The Debtor points to two sets of facts to support her assertion that there is a material issue of fact: first, the Debtor argues that Ms. Coleman's memory is faulty concerning an alleged April 2, 1997 conversation between herself and counsel for the Debtor; and secondly, the Debtor argues that based on the fact that the Judgment Creditor and the Bank had facsimile machines, the parties could have acted more quickly to release the hold on the Debtor's Account. Neither argument by the Debtor raises a material issue of fact. The alleged April 2, 1997 conversation between counsel for the Debtor and Ms. Coleman, is irrelevant to the Court's decision today. The fact that the parties had facsimile machines is similarly irrelevant. Even if the Bank had received a facsimile copy of the State Court April 5 Order on April 5, 1997 (as opposed to receiving it on April 7, 1997), the Court would still hold as a matter of law that the Bank acted with reasonable dispatch when it lifted the hold on the Debtor's Account on the next available business day, Monday, April 7, 1997.
For all the foregoing reasons, it is the conclusion of the Court that the Debtor's arguments concerning the existence of a material issue of fact are not meritorious. The Bank is entitled to summary judgment as a matter of law.
IT IS, THEREFORE, ORDERED, ADJUDGED AND DECREED that the Bank's Motion for Summary Judgment be, and hereby is, GRANTED. The Court hereby HOLDS that the Bank did not violate 11 U.S.C. Section 362(a) by waiting until April 7, 1997, to lift the hold on the Debtor's Account.

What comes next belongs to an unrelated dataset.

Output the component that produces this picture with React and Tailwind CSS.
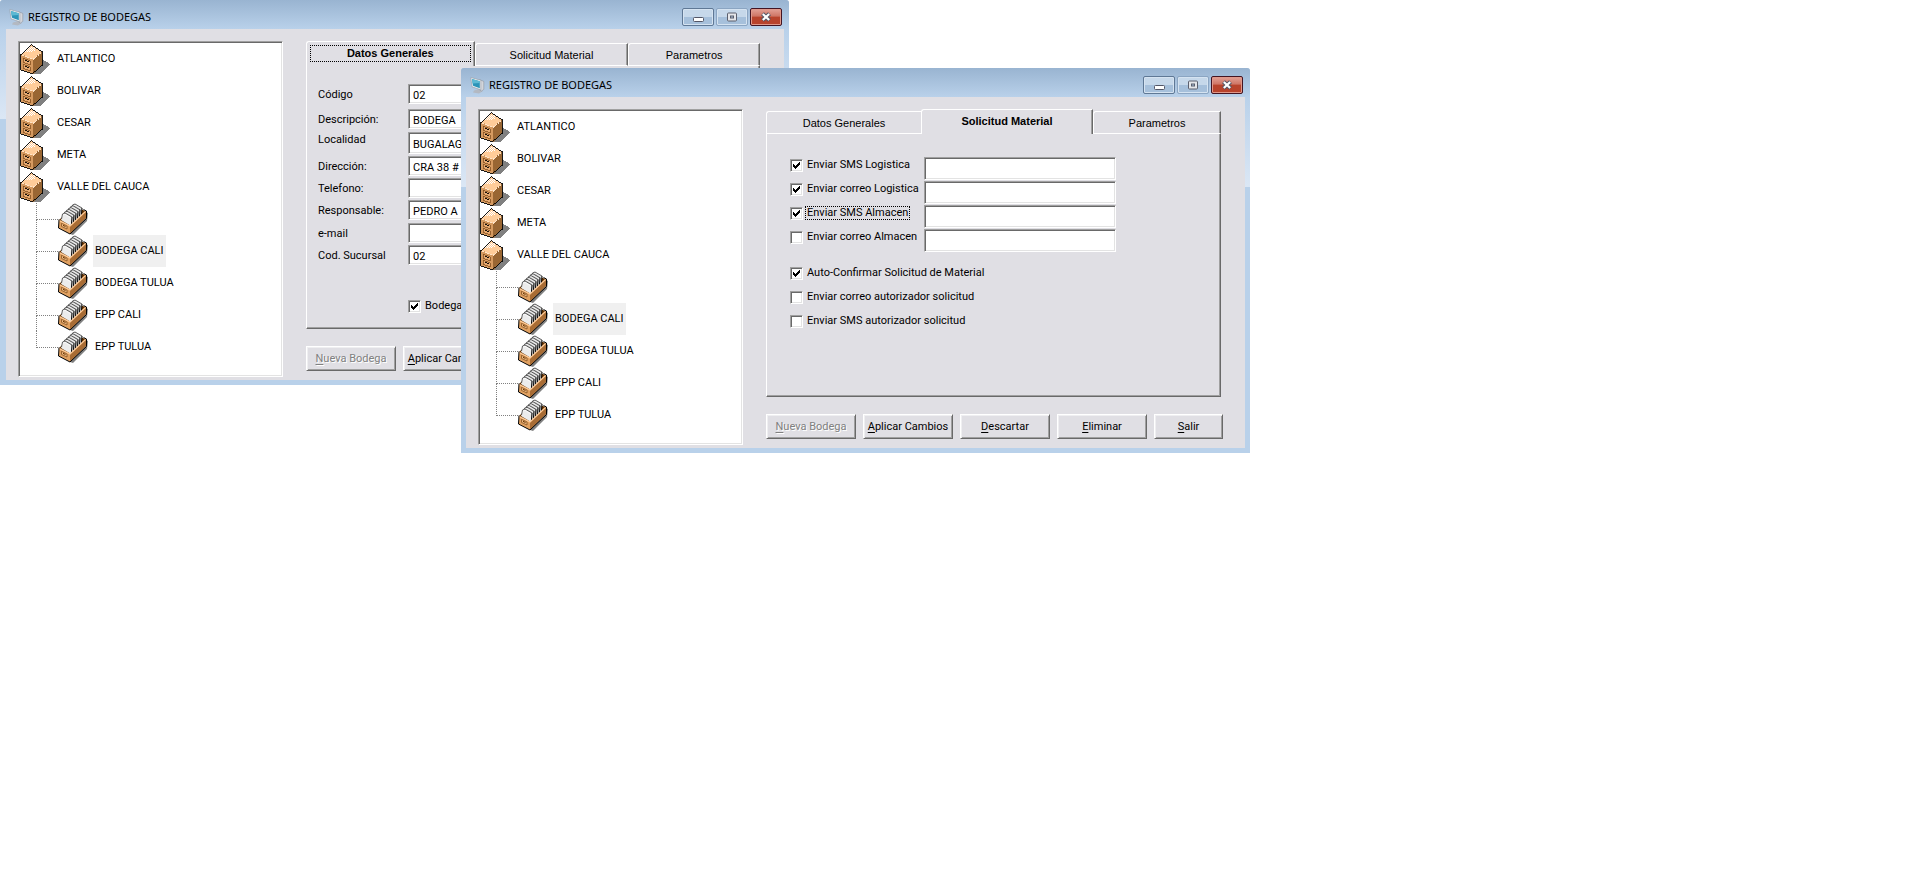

WHEREFORE the Debtor, by counsel, pleads for a judgment in her favor and against the Defendant Bank:
a) finding the Defendant in willful contempt of the Court's stay order;
b) assessing nominal, consequential, and intangible damages against the Defendant in the amount of $7,592.00;
c) from that figure, assessing punitive damages against the Defendant under Federal law in an amount that will keep the Defendant from committing the same act against other Debtors;
d) Charging the Defendant with the Debtor's reasonable, contingency legal fees of one-third; and
d) [sic] granting all other just and proper relief.